+++ Exercise data

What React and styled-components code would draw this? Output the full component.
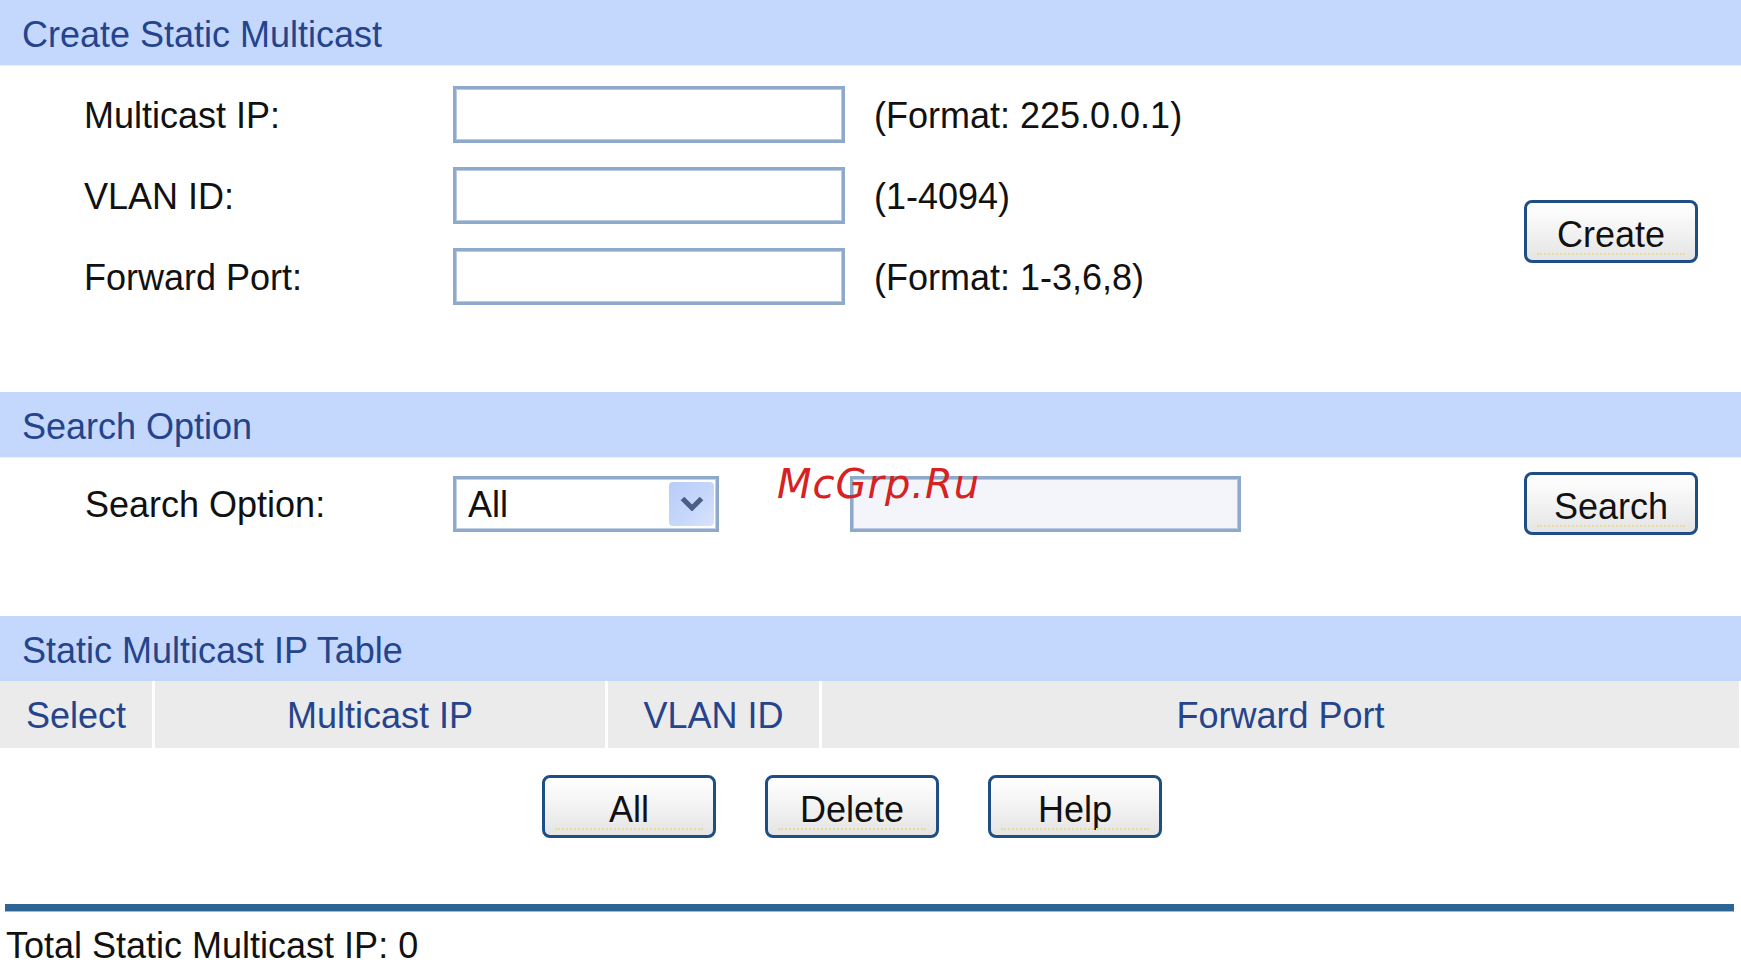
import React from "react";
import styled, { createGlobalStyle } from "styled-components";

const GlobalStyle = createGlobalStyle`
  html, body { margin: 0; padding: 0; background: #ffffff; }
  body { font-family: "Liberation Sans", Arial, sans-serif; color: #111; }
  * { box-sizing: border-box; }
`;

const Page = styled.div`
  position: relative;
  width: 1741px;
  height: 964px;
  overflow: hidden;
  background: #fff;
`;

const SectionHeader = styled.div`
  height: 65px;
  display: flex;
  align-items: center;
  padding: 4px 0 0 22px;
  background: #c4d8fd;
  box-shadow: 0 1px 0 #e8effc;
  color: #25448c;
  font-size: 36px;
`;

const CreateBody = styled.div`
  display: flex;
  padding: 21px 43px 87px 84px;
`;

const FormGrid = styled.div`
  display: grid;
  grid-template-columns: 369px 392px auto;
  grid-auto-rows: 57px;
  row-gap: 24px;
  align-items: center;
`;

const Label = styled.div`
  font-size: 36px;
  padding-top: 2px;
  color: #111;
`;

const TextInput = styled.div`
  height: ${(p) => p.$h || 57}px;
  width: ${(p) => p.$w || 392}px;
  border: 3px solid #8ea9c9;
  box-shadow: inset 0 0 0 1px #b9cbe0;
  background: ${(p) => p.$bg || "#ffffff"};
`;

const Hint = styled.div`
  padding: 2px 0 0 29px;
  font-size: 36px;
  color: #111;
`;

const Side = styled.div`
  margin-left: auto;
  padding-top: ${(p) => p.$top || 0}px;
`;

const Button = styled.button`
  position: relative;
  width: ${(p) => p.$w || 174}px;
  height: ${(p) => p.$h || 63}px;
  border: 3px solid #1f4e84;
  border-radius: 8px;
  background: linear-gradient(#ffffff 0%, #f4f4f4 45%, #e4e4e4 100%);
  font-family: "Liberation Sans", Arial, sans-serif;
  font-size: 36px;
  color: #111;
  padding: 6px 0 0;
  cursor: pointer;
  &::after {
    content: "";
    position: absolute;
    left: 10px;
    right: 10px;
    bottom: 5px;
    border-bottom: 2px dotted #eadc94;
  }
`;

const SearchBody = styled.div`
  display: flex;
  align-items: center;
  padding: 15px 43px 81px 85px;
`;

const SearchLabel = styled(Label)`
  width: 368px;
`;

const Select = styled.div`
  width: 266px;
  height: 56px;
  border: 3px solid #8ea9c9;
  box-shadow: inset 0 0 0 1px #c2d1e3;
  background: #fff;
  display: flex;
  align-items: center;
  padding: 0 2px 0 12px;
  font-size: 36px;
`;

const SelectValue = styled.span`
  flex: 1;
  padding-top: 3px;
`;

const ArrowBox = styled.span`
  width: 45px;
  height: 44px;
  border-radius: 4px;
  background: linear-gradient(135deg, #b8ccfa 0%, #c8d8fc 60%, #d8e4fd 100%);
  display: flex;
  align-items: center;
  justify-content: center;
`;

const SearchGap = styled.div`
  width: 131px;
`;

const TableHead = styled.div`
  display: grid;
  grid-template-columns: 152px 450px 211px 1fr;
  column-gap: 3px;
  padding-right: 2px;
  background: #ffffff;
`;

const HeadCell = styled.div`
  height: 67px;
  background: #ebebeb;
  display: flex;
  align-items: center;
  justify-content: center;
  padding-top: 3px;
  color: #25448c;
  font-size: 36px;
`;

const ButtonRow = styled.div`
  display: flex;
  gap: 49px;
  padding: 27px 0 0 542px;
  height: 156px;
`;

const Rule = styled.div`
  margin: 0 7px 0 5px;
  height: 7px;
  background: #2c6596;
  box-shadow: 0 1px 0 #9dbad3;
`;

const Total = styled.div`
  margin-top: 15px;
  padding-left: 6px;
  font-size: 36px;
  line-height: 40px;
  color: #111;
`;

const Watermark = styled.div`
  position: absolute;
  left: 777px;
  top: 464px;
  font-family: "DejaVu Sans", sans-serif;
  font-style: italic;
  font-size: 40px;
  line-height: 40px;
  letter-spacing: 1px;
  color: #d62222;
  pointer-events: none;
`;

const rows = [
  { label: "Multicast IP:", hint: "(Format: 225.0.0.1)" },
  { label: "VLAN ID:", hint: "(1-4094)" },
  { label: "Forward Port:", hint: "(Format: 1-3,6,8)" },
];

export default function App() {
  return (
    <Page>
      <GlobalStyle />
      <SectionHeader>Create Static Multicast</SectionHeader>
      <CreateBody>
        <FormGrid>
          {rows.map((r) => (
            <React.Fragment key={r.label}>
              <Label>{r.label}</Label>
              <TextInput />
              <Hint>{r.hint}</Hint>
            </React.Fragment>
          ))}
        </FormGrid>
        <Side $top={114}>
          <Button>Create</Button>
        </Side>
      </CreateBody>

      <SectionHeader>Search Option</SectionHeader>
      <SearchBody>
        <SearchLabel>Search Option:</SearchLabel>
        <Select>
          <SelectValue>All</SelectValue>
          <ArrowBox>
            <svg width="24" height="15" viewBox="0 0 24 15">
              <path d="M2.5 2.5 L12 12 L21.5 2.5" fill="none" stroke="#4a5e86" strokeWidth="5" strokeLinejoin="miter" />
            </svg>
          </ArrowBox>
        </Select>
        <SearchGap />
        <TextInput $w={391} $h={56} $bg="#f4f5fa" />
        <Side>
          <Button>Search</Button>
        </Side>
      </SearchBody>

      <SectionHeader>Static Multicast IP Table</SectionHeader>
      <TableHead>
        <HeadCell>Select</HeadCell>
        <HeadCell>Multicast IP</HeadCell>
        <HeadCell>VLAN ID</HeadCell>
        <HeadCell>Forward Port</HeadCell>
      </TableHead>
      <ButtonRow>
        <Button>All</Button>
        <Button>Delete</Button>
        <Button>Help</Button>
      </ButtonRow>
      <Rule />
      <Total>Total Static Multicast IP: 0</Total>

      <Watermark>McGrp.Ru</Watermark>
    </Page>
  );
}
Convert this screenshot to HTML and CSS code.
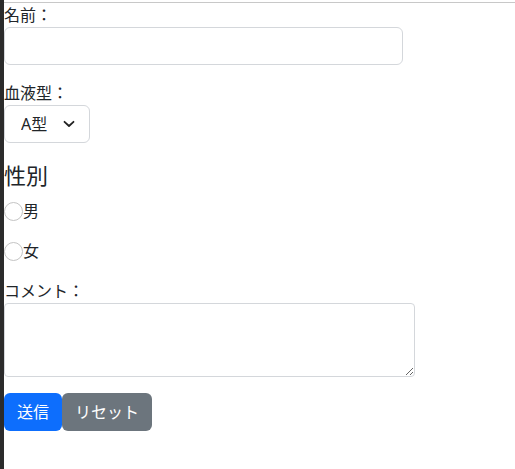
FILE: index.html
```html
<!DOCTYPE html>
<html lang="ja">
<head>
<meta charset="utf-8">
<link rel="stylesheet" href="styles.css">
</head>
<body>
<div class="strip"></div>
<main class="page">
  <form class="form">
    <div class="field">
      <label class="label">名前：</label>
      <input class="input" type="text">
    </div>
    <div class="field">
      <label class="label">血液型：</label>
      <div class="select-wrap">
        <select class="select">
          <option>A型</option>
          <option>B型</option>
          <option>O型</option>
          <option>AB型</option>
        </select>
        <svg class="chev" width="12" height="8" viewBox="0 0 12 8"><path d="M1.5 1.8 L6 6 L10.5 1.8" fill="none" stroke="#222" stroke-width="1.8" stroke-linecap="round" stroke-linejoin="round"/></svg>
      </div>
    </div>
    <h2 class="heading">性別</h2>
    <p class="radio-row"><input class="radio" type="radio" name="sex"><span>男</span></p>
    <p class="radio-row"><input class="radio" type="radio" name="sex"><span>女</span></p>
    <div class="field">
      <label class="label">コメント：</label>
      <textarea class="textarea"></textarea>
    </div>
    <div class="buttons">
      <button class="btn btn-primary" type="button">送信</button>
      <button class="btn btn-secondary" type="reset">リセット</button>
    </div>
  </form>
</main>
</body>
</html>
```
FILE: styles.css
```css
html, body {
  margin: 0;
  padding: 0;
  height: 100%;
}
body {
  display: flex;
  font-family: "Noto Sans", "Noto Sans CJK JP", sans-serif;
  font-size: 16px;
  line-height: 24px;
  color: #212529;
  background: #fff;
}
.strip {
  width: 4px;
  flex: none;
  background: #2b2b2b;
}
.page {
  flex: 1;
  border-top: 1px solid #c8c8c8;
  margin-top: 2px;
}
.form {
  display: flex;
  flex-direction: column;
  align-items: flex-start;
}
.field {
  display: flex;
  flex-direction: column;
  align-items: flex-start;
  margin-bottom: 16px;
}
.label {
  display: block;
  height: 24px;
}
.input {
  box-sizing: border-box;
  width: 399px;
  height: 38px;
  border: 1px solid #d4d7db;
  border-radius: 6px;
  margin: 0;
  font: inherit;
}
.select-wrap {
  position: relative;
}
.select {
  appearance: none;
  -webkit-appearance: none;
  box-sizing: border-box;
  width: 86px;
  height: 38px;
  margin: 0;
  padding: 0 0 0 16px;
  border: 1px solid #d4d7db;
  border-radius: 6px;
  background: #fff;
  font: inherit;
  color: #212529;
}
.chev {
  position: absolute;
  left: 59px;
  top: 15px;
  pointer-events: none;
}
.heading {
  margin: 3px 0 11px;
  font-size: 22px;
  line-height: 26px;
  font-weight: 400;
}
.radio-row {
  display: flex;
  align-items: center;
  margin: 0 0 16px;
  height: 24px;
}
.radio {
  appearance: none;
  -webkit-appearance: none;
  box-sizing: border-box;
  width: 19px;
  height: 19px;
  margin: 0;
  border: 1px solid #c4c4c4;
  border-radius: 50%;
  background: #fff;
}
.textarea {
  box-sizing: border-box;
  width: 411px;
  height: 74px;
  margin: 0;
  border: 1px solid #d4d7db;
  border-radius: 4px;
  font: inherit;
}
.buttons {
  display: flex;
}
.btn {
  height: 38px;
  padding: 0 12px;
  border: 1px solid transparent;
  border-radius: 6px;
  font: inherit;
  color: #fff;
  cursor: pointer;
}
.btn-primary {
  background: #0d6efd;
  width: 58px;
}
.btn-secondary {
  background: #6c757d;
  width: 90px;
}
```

++++++

- Exercise prompt
Review the material and copy each line in which the word "this" appears.

- Correct response
What React and styled-components code would draw this? Output the full component.
Convert this screenshot to HTML and CSS code.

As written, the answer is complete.